On the CI servers, in order to ensure that files weren't being "unformatted"
after the giant format patch, we introduced checks that would fail the CI job
if files were being committed that would result in a diff
should the
formatter run again. This would remind the developer to format their code
before requesting a Code Review.
However, for the files that were currently modified by a PR, the idea was to relax the formatting requirements. Once those PRs were merged, the plan was to incrementally enable the CI checks on those files when they wouldn't cause conflicts, until we reached 100% coverage. We could take advantage of the ability to exclude certain files from the formatters, and so we needed to generate an exclusion list of all the files currently modified by an open PR.

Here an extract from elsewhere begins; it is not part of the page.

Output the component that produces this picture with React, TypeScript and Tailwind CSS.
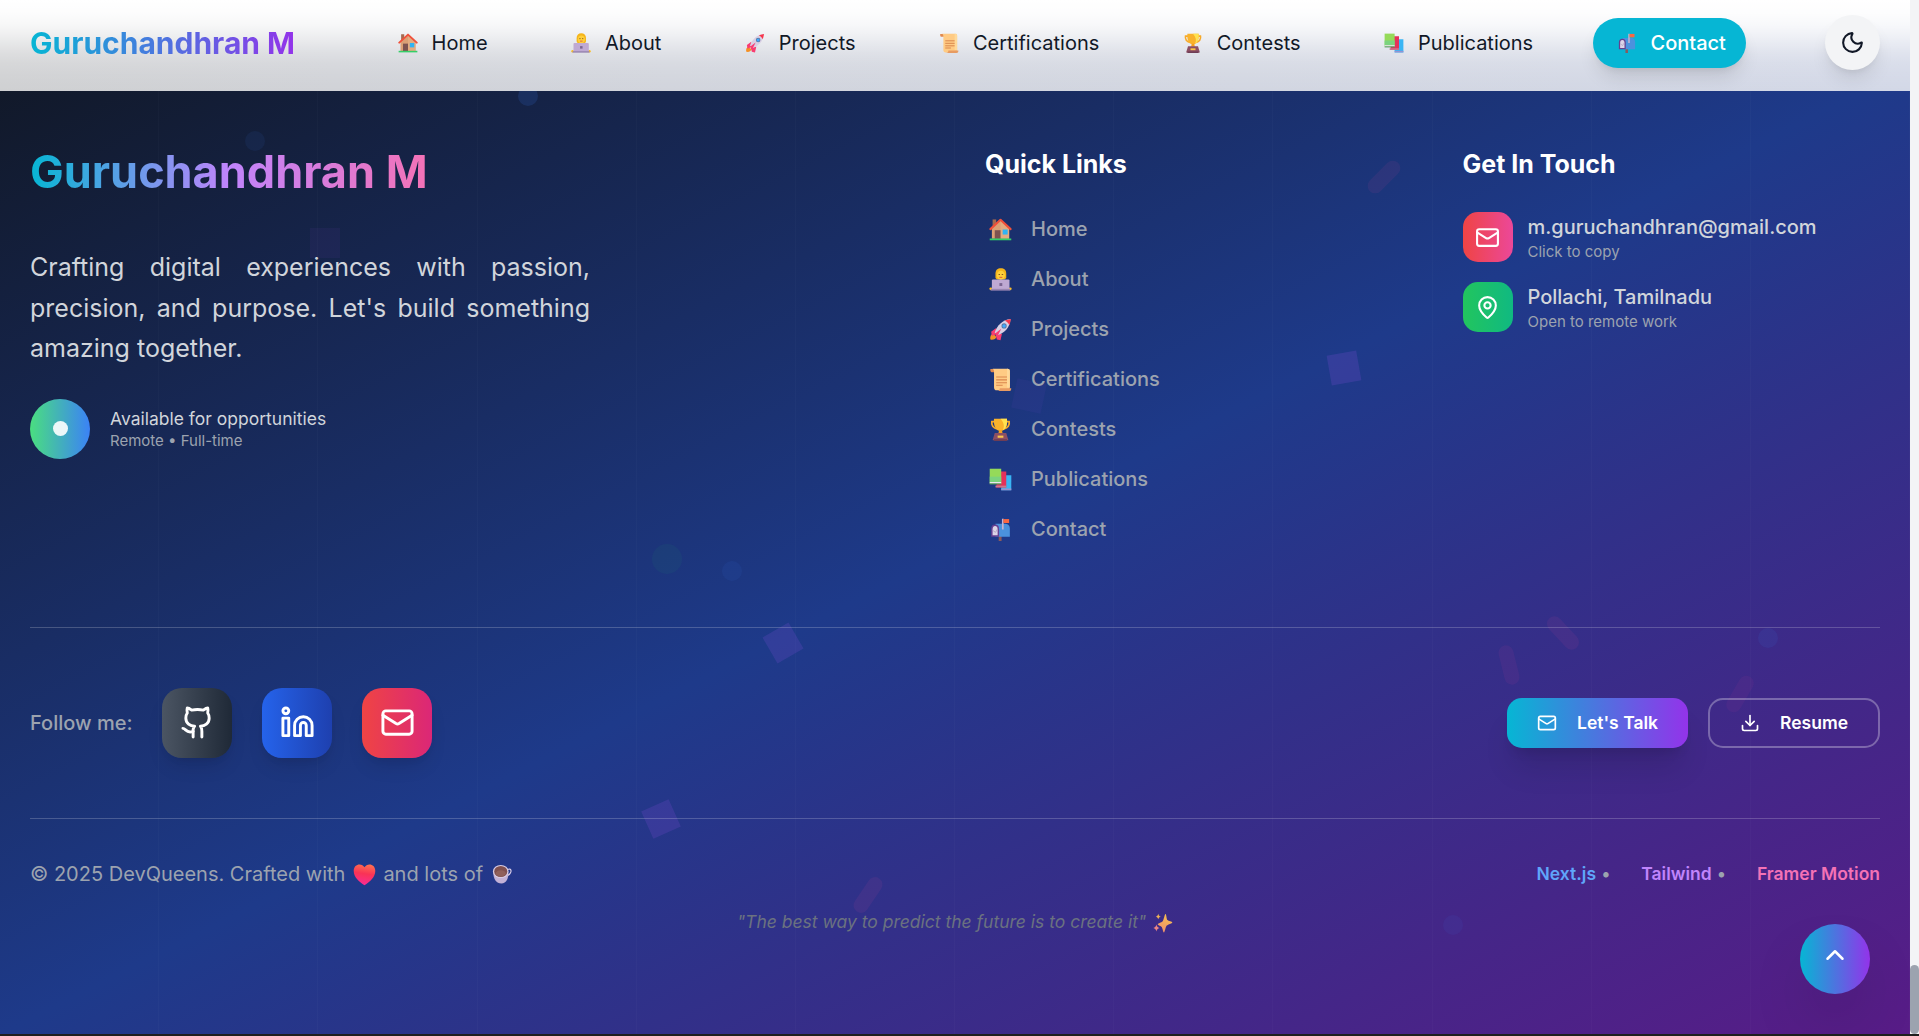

You could do it using a bash
script that looks something like this:
#!/bin/bash
# A list of Active PR IDs, which can be fetched via
# GitHub's API (or a JavaScript selector on the page)
ACTIVE_PRS=(42 121 311)
# The output file to write to
MODIFIED_FILES_OUTPUT="exclusion_list.txt"
# Truncate the file before writing to it
echo "" >| "${MODIFIED_FILES_OUTPUT}"
for PR in "${ACTIVE_PRS[@]}"; do
git fetch origin pull/"${PR}"/head:pr-"${PR}"
git diff --name-only develop...pr-"${PR}" | tee -a "${MODIFIED_FILES_OUTPUT}"
done
# Dedupe the modified files
sort "${MODIFIED_FILES_OUTPUT}" -o "${MODIFIED_FILES_OUTPUT}" -u
This takes advantage of the ...
diff
syntax, which finds the the last
common commit with the first commit given to the command, and then diff
s the
second commit against that.
It's basically equivalent performing the following:
git diff $(git-merge-base A B) B
As files in the exclusion list were formatted, they could be removed, thus
enabling the CI checks for it. Once the exclusion list reached 0
files, then
we knew that we had successfully formatted all the files in the repository.
In the end, we just ended up biting the bullet and doing a giant reformat over a holiday (with lots of warning beforehand). But if you ever need to do something like this, perhaps this might be useful to avoid people tearing their hair out.